The final event of that December was a particularly sad one. After years of struggling with a brain disorder (still not analysed to everyone’s satisfaction over eighty years later), in the early morning of 28 December Ravel died after an operation. Poulenc attended the civil funeral two days later in the cemetery of the north-western Paris district of Levallois-Perret, together with Jacques Rouché, Reynaldo Hahn, Ricardo Viñes, Milhaud and Stravinsky among others.
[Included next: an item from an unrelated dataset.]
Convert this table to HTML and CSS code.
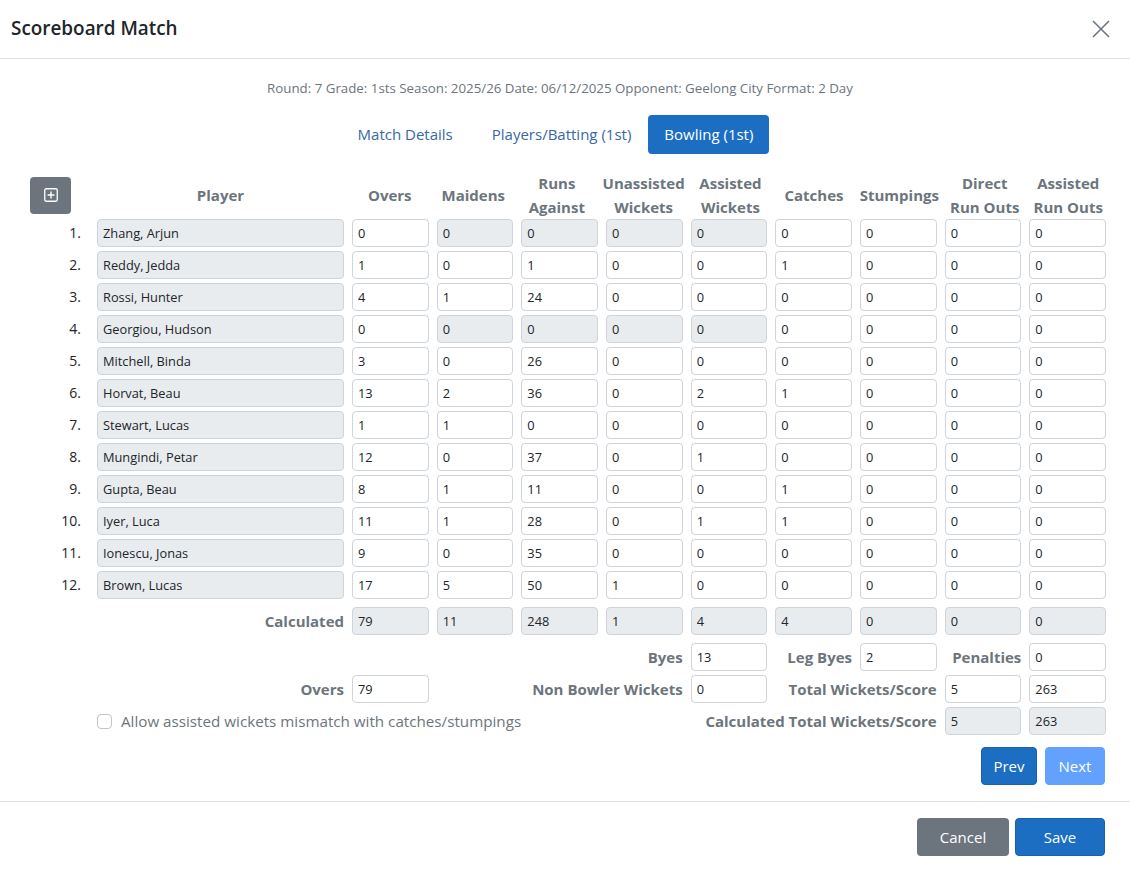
FILE: index.html
```html
<!DOCTYPE html>
<html lang="en">
<head>
<meta charset="utf-8">
<title>Scoreboard Match</title>
<link rel="stylesheet" href="styles.css">
</head>
<body>
<div class="modal">
  <div class="modal-header">
    <h5 class="modal-title">Scoreboard Match</h5>
    <button class="btn-close" aria-label="Close">
      <svg width="18" height="18" viewBox="0 0 18 18"><path d="M1 1 L17 17 M17 1 L1 17" stroke="#6c757d" stroke-width="1.6" fill="none"/></svg>
    </button>
  </div>
  <div class="modal-body">
    <div class="info">Round: 7 Grade: 1sts Season: 2025/26 Date: 06/12/2025 Opponent: Geelong City Format: 2 Day</div>
    <nav class="tabs">
      <a class="tab">Match Details</a>
      <a class="tab tab-mid">Players/Batting (1st)</a>
      <a class="tab active">Bowling (1st)</a>
    </nav>

    <div class="grid head">
      <div class="hcell add-cell">
        <button class="btn-add" aria-label="Add">
          <svg width="14" height="14" viewBox="0 0 14 14"><rect x="0.75" y="0.75" width="12.5" height="12.5" rx="1.5" fill="none" stroke="#fff" stroke-width="1.3"/><path d="M7 3.6 V10.4 M3.6 7 H10.4" stroke="#fff" stroke-width="1.4"/></svg>
        </button>
      </div>
      <div class="hcell">Player</div>
      <div class="hcell">Overs</div>
      <div class="hcell">Maidens</div>
      <div class="hcell">Runs<br>Against</div>
      <div class="hcell">Unassisted<br>Wickets</div>
      <div class="hcell">Assisted<br>Wickets</div>
      <div class="hcell">Catches</div>
      <div class="hcell">Stumpings</div>
      <div class="hcell">Direct<br>Run Outs</div>
      <div class="hcell">Assisted<br>Run Outs</div>
    </div>

    <div class="grid rows">
      <div class="num">1.</div><input class="fc ro" value="Zhang, Arjun" disabled><input class="fc" value="0"><input class="fc ro" value="0" disabled><input class="fc ro" value="0" disabled><input class="fc ro" value="0" disabled><input class="fc ro" value="0" disabled><input class="fc" value="0"><input class="fc" value="0"><input class="fc" value="0"><input class="fc" value="0">
      <div class="num">2.</div><input class="fc ro" value="Reddy, Jedda" disabled><input class="fc" value="1"><input class="fc" value="0"><input class="fc" value="1"><input class="fc" value="0"><input class="fc" value="0"><input class="fc" value="1"><input class="fc" value="0"><input class="fc" value="0"><input class="fc" value="0">
      <div class="num">3.</div><input class="fc ro" value="Rossi, Hunter" disabled><input class="fc" value="4"><input class="fc" value="1"><input class="fc" value="24"><input class="fc" value="0"><input class="fc" value="0"><input class="fc" value="0"><input class="fc" value="0"><input class="fc" value="0"><input class="fc" value="0">
      <div class="num">4.</div><input class="fc ro" value="Georgiou, Hudson" disabled><input class="fc" value="0"><input class="fc ro" value="0" disabled><input class="fc ro" value="0" disabled><input class="fc ro" value="0" disabled><input class="fc ro" value="0" disabled><input class="fc" value="0"><input class="fc" value="0"><input class="fc" value="0"><input class="fc" value="0">
      <div class="num">5.</div><input class="fc ro" value="Mitchell, Binda" disabled><input class="fc" value="3"><input class="fc" value="0"><input class="fc" value="26"><input class="fc" value="0"><input class="fc" value="0"><input class="fc" value="0"><input class="fc" value="0"><input class="fc" value="0"><input class="fc" value="0">
      <div class="num">6.</div><input class="fc ro" value="Horvat, Beau" disabled><input class="fc" value="13"><input class="fc" value="2"><input class="fc" value="36"><input class="fc" value="0"><input class="fc" value="2"><input class="fc" value="1"><input class="fc" value="0"><input class="fc" value="0"><input class="fc" value="0">
      <div class="num">7.</div><input class="fc ro" value="Stewart, Lucas" disabled><input class="fc" value="1"><input class="fc" value="1"><input class="fc" value="0"><input class="fc" value="0"><input class="fc" value="0"><input class="fc" value="0"><input class="fc" value="0"><input class="fc" value="0"><input class="fc" value="0">
      <div class="num">8.</div><input class="fc ro" value="Mungindi, Petar" disabled><input class="fc" value="12"><input class="fc" value="0"><input class="fc" value="37"><input class="fc" value="0"><input class="fc" value="1"><input class="fc" value="0"><input class="fc" value="0"><input class="fc" value="0"><input class="fc" value="0">
      <div class="num">9.</div><input class="fc ro" value="Gupta, Beau" disabled><input class="fc" value="8"><input class="fc" value="1"><input class="fc" value="11"><input class="fc" value="0"><input class="fc" value="0"><input class="fc" value="1"><input class="fc" value="0"><input class="fc" value="0"><input class="fc" value="0">
      <div class="num">10.</div><input class="fc ro" value="Iyer, Luca" disabled><input class="fc" value="11"><input class="fc" value="1"><input class="fc" value="28"><input class="fc" value="0"><input class="fc" value="1"><input class="fc" value="1"><input class="fc" value="0"><input class="fc" value="0"><input class="fc" value="0">
      <div class="num">11.</div><input class="fc ro" value="Ionescu, Jonas" disabled><input class="fc" value="9"><input class="fc" value="0"><input class="fc" value="35"><input class="fc" value="0"><input class="fc" value="0"><input class="fc" value="0"><input class="fc" value="0"><input class="fc" value="0"><input class="fc" value="0">
      <div class="num">12.</div><input class="fc ro" value="Brown, Lucas" disabled><input class="fc" value="17"><input class="fc" value="5"><input class="fc" value="50"><input class="fc" value="1"><input class="fc" value="0"><input class="fc" value="0"><input class="fc" value="0"><input class="fc" value="0"><input class="fc" value="0">
    </div>

    <div class="grid calc">
      <div class="lbl span-1-3">Calculated</div>
      <input class="fc ro" value="79" disabled><input class="fc ro" value="11" disabled><input class="fc ro" value="248" disabled><input class="fc ro" value="1" disabled><input class="fc ro" value="4" disabled><input class="fc ro" value="4" disabled><input class="fc ro" value="0" disabled><input class="fc ro" value="0" disabled><input class="fc ro" value="0" disabled>
    </div>

    <div class="grid totals">
      <div class="lbl c1-7">Byes</div>
      <input class="fc c7" value="13">
      <div class="lbl c8">Leg Byes</div>
      <input class="fc c9" value="2">
      <div class="lbl c10">Penalties</div>
      <input class="fc c11" value="0">

      <div class="lbl c1-3">Overs</div>
      <input class="fc c3" value="79">
      <div class="lbl c4-7">Non Bowler Wickets</div>
      <input class="fc c7" value="0">
      <div class="lbl c8-10">Total Wickets/Score</div>
      <input class="fc c10" value="5">
      <input class="fc c11" value="263">

      <label class="check c2-7"><input type="checkbox" class="cb"><span>Allow assisted wickets mismatch with catches/stumpings</span></label>
      <div class="lbl c7-10">Calculated Total Wickets/Score</div>
      <input class="fc ro c10" value="5" disabled>
      <input class="fc ro c11" value="263" disabled>
    </div>

    <div class="pager">
      <button class="btn btn-primary w-prev">Prev</button>
      <button class="btn btn-primary disabled w-next">Next</button>
    </div>
  </div>
  <div class="modal-footer">
    <button class="btn btn-secondary w-cancel">Cancel</button>
    <button class="btn btn-primary w-save">Save</button>
  </div>
</div>
</body>
</html>
```

FILE: styles.css
```css
html, body {
  margin: 0;
  padding: 0;
  background: #fff;
}
body {
  font-family: "Open Sans", "Noto Sans", sans-serif;
  color: #212529;
  font-size: 15px;
}
.modal {
  width: 1130px;
}
.modal-header {
  height: 58px;
  border-bottom: 1px solid #dee2e6;
  display: flex;
  align-items: center;
  justify-content: space-between;
  padding: 0 20px 0 11px;
}
.modal-title {
  margin: 0 0 2px;
  font-size: 18.9px;
  font-weight: 600;
  color: #212529;
  line-height: 1.5;
}
.btn-close {
  border: 0;
  background: transparent;
  padding: 0;
  width: 18px;
  height: 18px;
  display: flex;
}
.modal-body {
  padding: 19px 24px 0 30px;
}
.info {
  text-align: center;
  font-size: 13.3px;
  line-height: 20px;
  color: #6c757d;
  margin-right: 16px;
}
.tabs {
  display: flex;
  justify-content: center;
  margin-top: 17px;
  margin-right: 25px;
  gap: 1px;
}
.tab {
  display: block;
  padding: 0 16px;
  height: 39px;
  line-height: 39px;
  font-size: 15px;
  color: #3768a6;
  border-radius: 4px;
  text-decoration: none;
}
.tab-mid {
  margin-left: 6px;
}
.tab.active {
  background: #1b6ec2;
  color: #fff;
}
.grid {
  display: grid;
  grid-template-columns: 59px 247px repeat(9, 1fr);
  column-gap: 8px;
  width: 1076px;
}
.head {
  margin-top: 17px;
  height: 48px;
  align-items: center;
}
.hcell {
  text-align: center;
  font-weight: 700;
  color: #6c757d;
  font-size: 15px;
  line-height: 24px;
  white-space: nowrap;
}
.add-cell {
  text-align: left;
  display: flex;
}
.btn-add {
  width: 41px;
  height: 37px;
  background: #6c757d;
  border: 0;
  border-radius: 4px;
  display: flex;
  align-items: center;
  justify-content: center;
  padding: 0;
}
.rows {
  row-gap: 4px;
}
.num {
  text-align: right;
  padding-right: 8px;
  line-height: 28px;
  font-size: 14px;
  color: #212529;
}
.fc {
  box-sizing: border-box;
  width: 100%;
  min-width: 0;
  height: 28px;
  margin: 0;
  padding: 0 5px;
  border: 1px solid #ced4da;
  border-radius: 4px;
  background: #fff;
  font-family: "Open Sans", "Noto Sans", sans-serif;
  font-size: 12.8px;
  color: #212529;
  -webkit-text-fill-color: #212529;
  opacity: 1;
}
.fc.ro {
  background: #e9ecef;
}
.calc {
  margin-top: 8px;
}
.lbl {
  text-align: right;
  font-weight: 700;
  color: #6c757d;
  font-size: 15px;
  line-height: 28px;
  white-space: nowrap;
}
.span-1-3 { grid-column: 1 / 3; }
.totals {
  margin-top: 8px;
  row-gap: 4px;
}
.c1-3 { grid-column: 1 / 3; }
.c1-7 { grid-column: 1 / 7; }
.c2-7 { grid-column: 2 / 7; }
.c3 { grid-column: 3; }
.c4-7 { grid-column: 4 / 7; }
.c7 { grid-column: 7; }
.c7-10 { grid-column: 7 / 10; }
.c8 { grid-column: 8; }
.c8-10 { grid-column: 8 / 10; }
.c9 { grid-column: 9; }
.c10 { grid-column: 10; }
.c11 { grid-column: 11; }
.check {
  display: flex;
  align-items: center;
  gap: 9px;
  color: #6c757d;
  font-size: 15.2px;
  white-space: nowrap;
}
.cb {
  -webkit-appearance: none;
  appearance: none;
  width: 15px;
  height: 15px;
  margin: 0;
  border: 1px solid #bfc5cb;
  border-radius: 4px;
  background: #fff;
  flex: none;
}
.pager {
  display: flex;
  justify-content: flex-end;
  gap: 8px;
  margin-top: 12px;
  margin-right: 1px;
  margin-bottom: 16px;
}
.btn {
  height: 38px;
  border: 0;
  border-radius: 4px;
  padding: 0;
  font-family: "Open Sans", "Noto Sans", sans-serif;
  font-size: 15px;
  color: #fff;
}
.btn-primary {
  background: #1b6ec2;
  border: 1px solid #1861ac;
}
.btn-primary.disabled {
  background: #62a1fe;
  border-color: #62a1fe;
}
.btn-secondary {
  background: #6c757d;
}
.modal-footer {
  border-top: 1px solid #dee2e6;
  display: flex;
  justify-content: flex-end;
  gap: 6px;
  padding: 16px 25px 13px 0;
}
.w-prev { width: 56px; }
.w-next { width: 60px; }
.w-cancel { width: 92px; }
.w-save { width: 90px; }
```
Although never a member of Ravel’s intimate circle – the twenty-four years’ distance in age perhaps worked against this – Poulenc had remained an admirer since the Monte-Carlo premiere of L’Enfant et les sortilèges in March 1925 and always treasured Ravel’s remark that ‘Poulenc invents his own folklore’. If further testimony is needed of Poulenc’s affection, it can be found in the article he wrote in 1941, ‘Le coeur de Maurice Ravel’. Finding himself in January 1940 with a day to spare in Ravel’s home town St-Jean-de-Luz: I went into the church where the baby Maurice was baptized. In this Basque church, fitted with wooden balconies and where the word ‘nave’ truly recaptures its maritime meaning, it was already quite dark. A few candles were burning on the altar of the Virgin. Then Ravel, I prayed for you; do not smile, dear sceptic, because if I am sure you had a heart, I am even more certain that you had a soul.